Mgr. Robert Hugh Benson sees the Church as dying and rising again repeatedly across the centuries. There will, however, be a final death and final resurrection at the end of the created time—perhaps when every living member has perfectly died to self.

If the life of Christ is mirrored in the life of the Church, perhaps all the previous deaths and risings of the Church are but a preparation for the final death and resurrection, just as the sacrifices of the Old Testament were a preparation for the one Sacrifice of the New Testament.

One naturally wonders if our present crisis is the last. Is the suffering of the Church now the same as that suffering of Christ two thousand years ago? In the one Sacrifice, the betrayer of the Christ was a friend and a bishop; the judges of Christ were the head of the divinely established religion, and the representative of the greatest secular power. Today these circumstances are realised again. All that is missing is the perfect victim—souls that are so configured to Christ that they have become Christ.

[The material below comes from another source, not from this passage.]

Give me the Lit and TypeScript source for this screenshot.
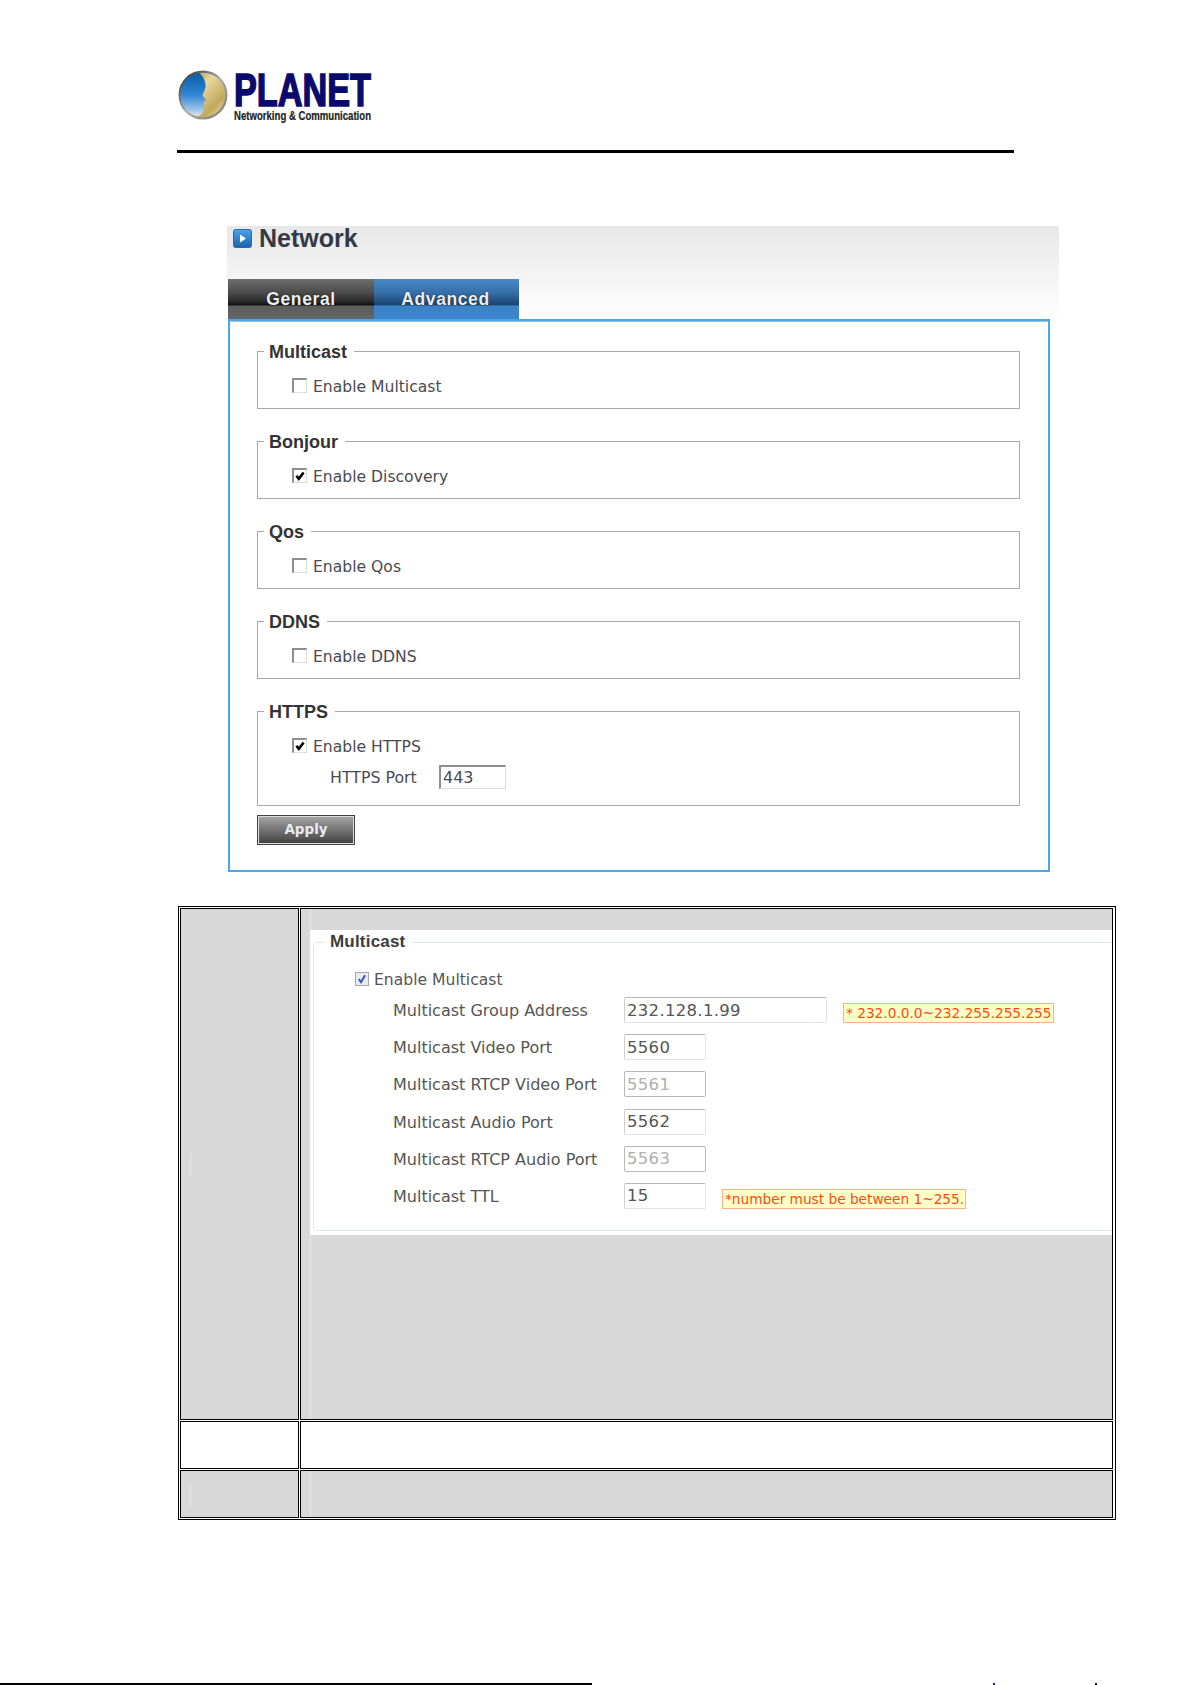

This is our vocation, my dear brethren. As the end of this liturgical year approaches, let us all yearn to conform ourselves to Christ and realise the wishes and example of St. Paul:

Who now rejoice in my sufferings for you and fill up those things that are wanting of the sufferings of Christ, in my flesh, for his body, which is the church: Whereof I am made a minister according to the dispensation of God, which is given me towards you, that I may fulfil the word of God: The mystery which hath been hidden from ages and generations, but now is manifested to his saints, To whom God would make known the riches of the glory of this mystery among the Gentiles, which is Christ, in you the hope of glory. Whom we preach, admonishing every man and teaching every man in all wisdom, that we may present every man perfect in Christ Jesus. Wherein also I labour, striving according to his working which he worketh in me in power. (Col 1 24–29).